ST. LOUIS (KMOX) - Seeing a man crumpled in the gutter, not far from a group of a dozen young men walking away, Mayor Slay and his police officer driver pulled over to investigate.
What they found at Grand and Utah, where restored Victorian homes surround a busy nightlife district, was a man around 50 lying face down in a pool of blood. Slay says the victim to him looked “like he couldn’t harm a fly” and his friend, another man, appeared to be innocent of any wrongdoing.
“What they described to me was the knockout punch,” Slay said, “This group was just walking by and one of them just out of nowhere without any notice, without any words being exchanged just swung and hit the guy and knocked him out.”
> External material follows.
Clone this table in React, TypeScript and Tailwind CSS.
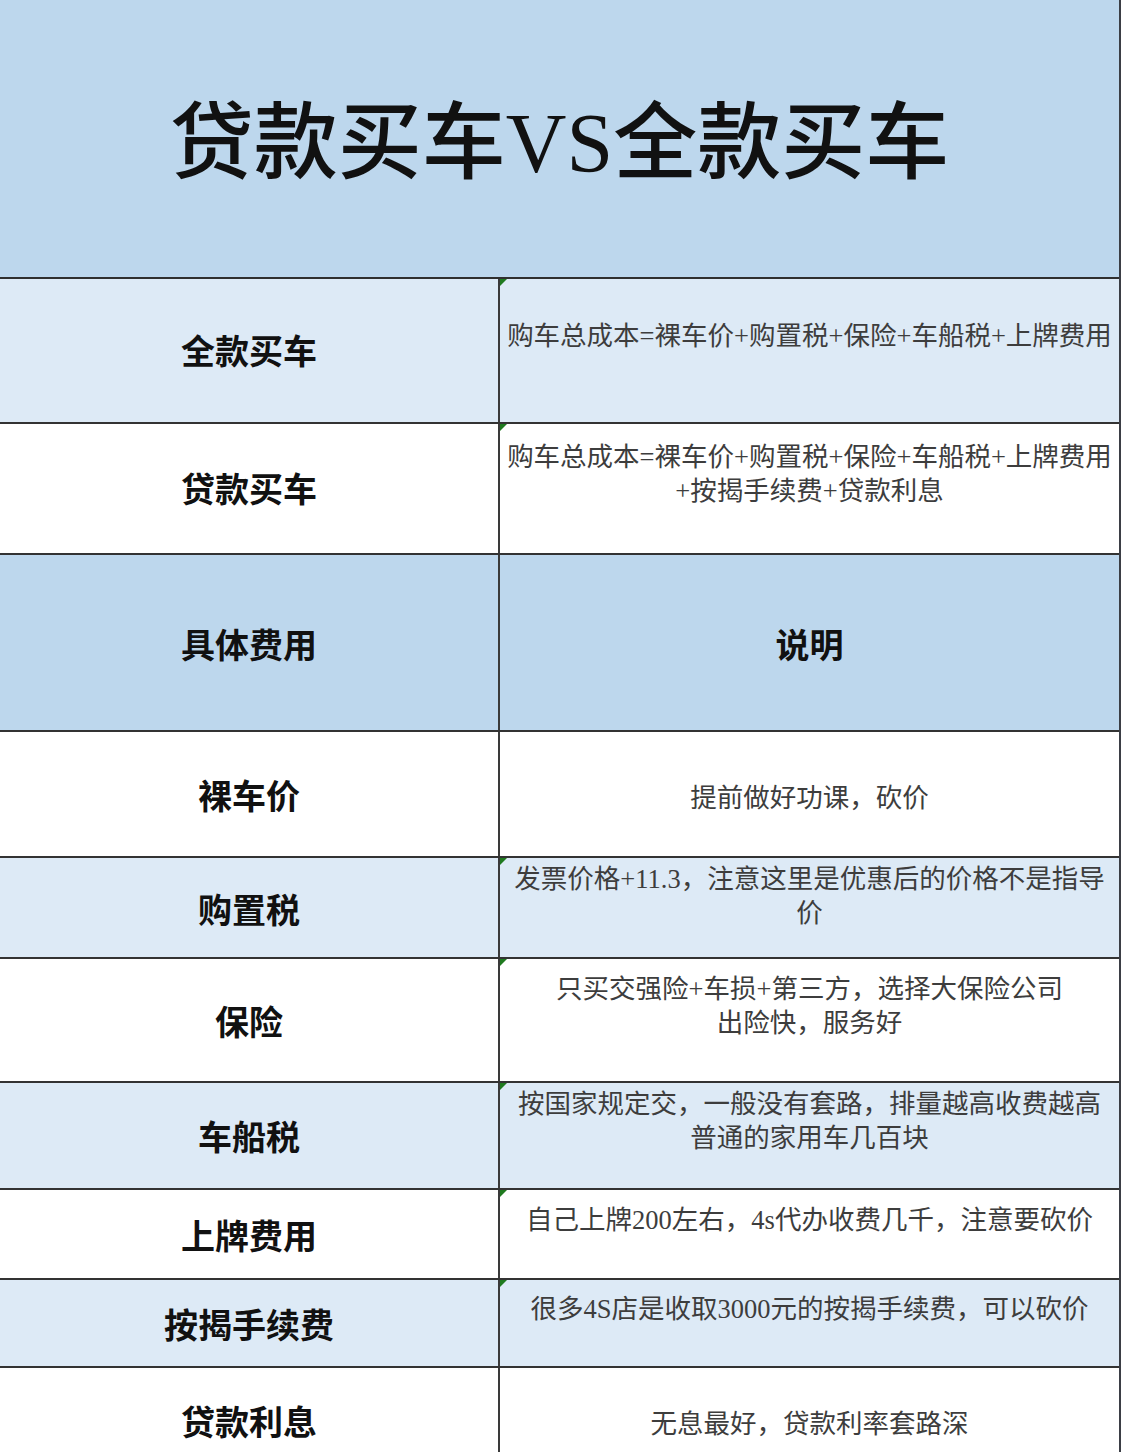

It happened Friday night after eleven o’clock, as the Mayor was on his way home from an event. Slay’s police officer driver confirmed that there was no apparent robbery. The victim’s wallet was still in his back pocket when they arrived.
A Police report of the attack indicates the 51-year old man suffered injuries to his face and he was taken to an area hospital where he was in “stable” condition. Witnesses told police a group of ten-to-fifteen black males and females, all aged between 15 and 20, were seen in the area. One young man reportedly ran from the scene when a witness pulled toward the sidewalk.
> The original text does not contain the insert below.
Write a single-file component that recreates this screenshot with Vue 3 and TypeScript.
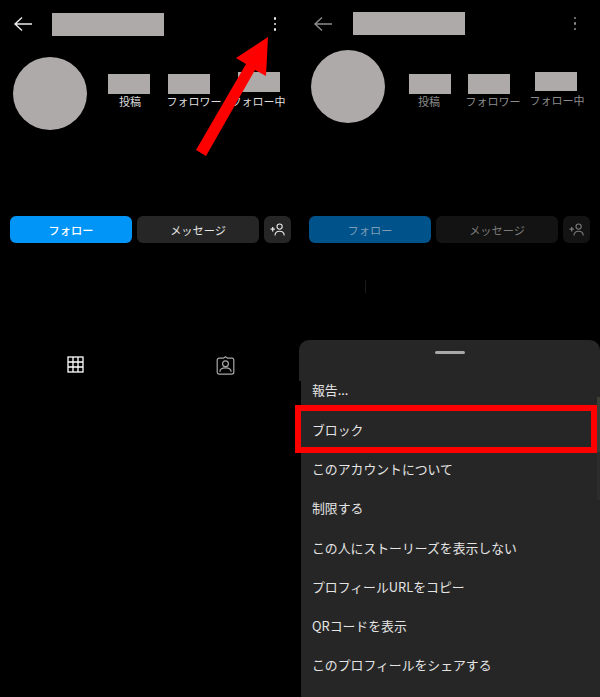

It’s the latest flare-up of a game that St. Louis police say has been a problem off-and-on since 2008. In April of this year, 18-year old Elex Levell Murphy was charged with first-degree murder, assault and two counts of armed criminal action in the alleged knockout game death of a 72-year old Vietnamese immigrant.
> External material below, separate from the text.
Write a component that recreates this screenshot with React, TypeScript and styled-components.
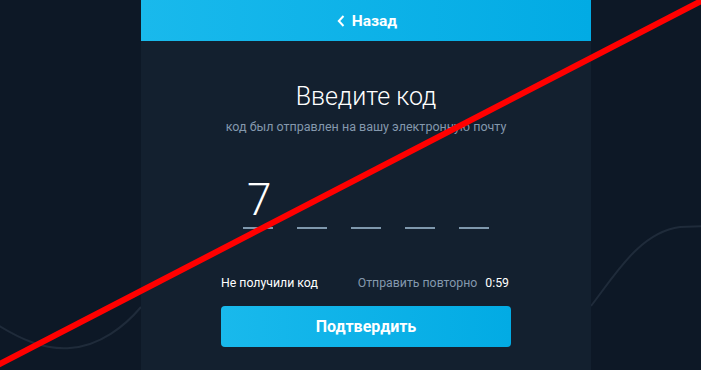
import React from 'react';
import styled, { createGlobalStyle } from 'styled-components';

const GlobalStyle = createGlobalStyle`
  html, body {
    margin: 0;
    padding: 0;
    height: 370px;
    overflow: hidden;
    background: #0d1826;
    font-family: Roboto, 'Noto Sans', sans-serif;
  }
`;

const CODE = ['7', '', '', '', ''];

export default function App() {
  return (
    <>
      <GlobalStyle />
      <Page>
        <Waves viewBox="0 0 701 370" width="701" height="370">
          <path d="M-10 320 C 20 340, 45 350, 70 348 C 100 346, 125 326, 141 307" />
          <path d="M591 306 C 615 275, 640 232, 680 227 L 710 226" />
        </Waves>

        <Panel>
          <Header>
            <Chevron viewBox="0 0 8 12" width="8" height="12">
              <path d="M6.5 1 L1.8 6 L6.5 11" />
            </Chevron>
            Назад
          </Header>

          <Body>
            <Title>Введите код</Title>
            <Subtitle>код был отправлен на вашу электронную почту</Subtitle>

            <CodeRow>
              {CODE.map((d, i) => (
                <DigitCell key={i}>
                  <Digit>{d}</Digit>
                </DigitCell>
              ))}
            </CodeRow>

            <ResendRow>
              <WhiteText>Не получили код</WhiteText>
              <ResendGroup>
                <MutedText>Отправить повторно</MutedText>
                <WhiteText>0:59</WhiteText>
              </ResendGroup>
            </ResendRow>

            <SubmitButton>Подтвердить</SubmitButton>
          </Body>
        </Panel>

        <Strike viewBox="0 0 701 370" width="701" height="370">
          <line x1="-4" y1="366" x2="705" y2="-1" />
        </Strike>
      </Page>
    </>
  );
}

const Page = styled.div`
  position: relative;
  width: 701px;
  height: 370px;
  display: flex;
  padding-left: 141px;
  box-sizing: border-box;
  overflow: hidden;
`;

const Waves = styled.svg`
  position: absolute;
  left: 0;
  top: 0;
  path {
    fill: none;
    stroke: #1f2b3a;
    stroke-width: 2;
  }
`;

const Strike = styled.svg`
  position: absolute;
  left: 0;
  top: 0;
  pointer-events: none;
  line {
    stroke: #ff0000;
    stroke-width: 6;
  }
`;

const Panel = styled.div`
  position: relative;
  width: 450px;
  height: 370px;
  background: #13202f;
  display: flex;
  flex-direction: column;
`;

const Header = styled.div`
  height: 41px;
  display: flex;
  align-items: center;
  justify-content: center;
  gap: 7px;
  background: linear-gradient(90deg, #19b9ec 0%, #02abe4 100%);
  color: #ffffff;
  font-size: 15.5px;
  font-weight: 700;
  padding-left: 2px;
`;

const Chevron = styled.svg`
  path {
    fill: none;
    stroke: #ffffff;
    stroke-width: 2;
  }
`;

const Body = styled.div`
  display: flex;
  flex-direction: column;
  align-items: center;
  padding-top: 41px;
`;

const Title = styled.div`
  font-size: 25px;
  line-height: 30px;
  font-weight: 300;
  color: #ffffff;
`;

const Subtitle = styled.div`
  margin-top: 7px;
  font-size: 12.5px;
  line-height: 16px;
  color: #8498ad;
`;

const CodeRow = styled.div`
  margin-top: 43px;
  display: flex;
  gap: 24px;
`;

const DigitCell = styled.div`
  width: 30px;
  padding-bottom: 5px;
  border-bottom: 2px solid #7f98ad;
`;

const Digit = styled.div`
  height: 44px;
  font-size: 44px;
  line-height: 1;
  font-weight: 300;
  color: #ffffff;
  padding-left: 4px;
`;

const ResendRow = styled.div`
  margin-top: 46px;
  width: 290px;
  display: flex;
  justify-content: space-between;
  font-size: 12.3px;
  line-height: 16px;
`;

const ResendGroup = styled.div`
  display: flex;
  gap: 8px;
  padding-right: 2px;
`;

const WhiteText = styled.span`
  color: #ffffff;
`;

const MutedText = styled.span`
  color: #8498ad;
`;

const SubmitButton = styled.button`
  margin-top: 15px;
  width: 290px;
  height: 41px;
  border: none;
  border-radius: 4px;
  background: linear-gradient(90deg, #19b9ec 0%, #02abe4 100%);
  color: #ffffff;
  font-family: Roboto, 'Noto Sans', sans-serif;
  font-size: 16px;
  font-weight: 700;
  cursor: pointer;
`;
Hoang Ngueyen and his 59-year old wife were walking in an alley near their south St. Louis apartment around 10:30 in the morning April 16, when they were approached by a group of four people. Police at the time said their investigation showed the attack was part of a game which involves “unprovoked attacks on innocent bystanders.”
Reacting to the latest violence, Slay was visibly frustrated. ”It’s very disturbing to me,” Slay said, “And it’s something we’re very, very concerned about and the people in that neighborhood are very concerned about it.”
Slay said he planned to talk with the police chief about the assault, but also urged residents to help deter such attacks.
“And when you see a group of 12 to 15 youth hanging out, walking together, not really doing anything in particular, that’s something I think you should call the police just so these kids, these thugs out there know they’re being watched.”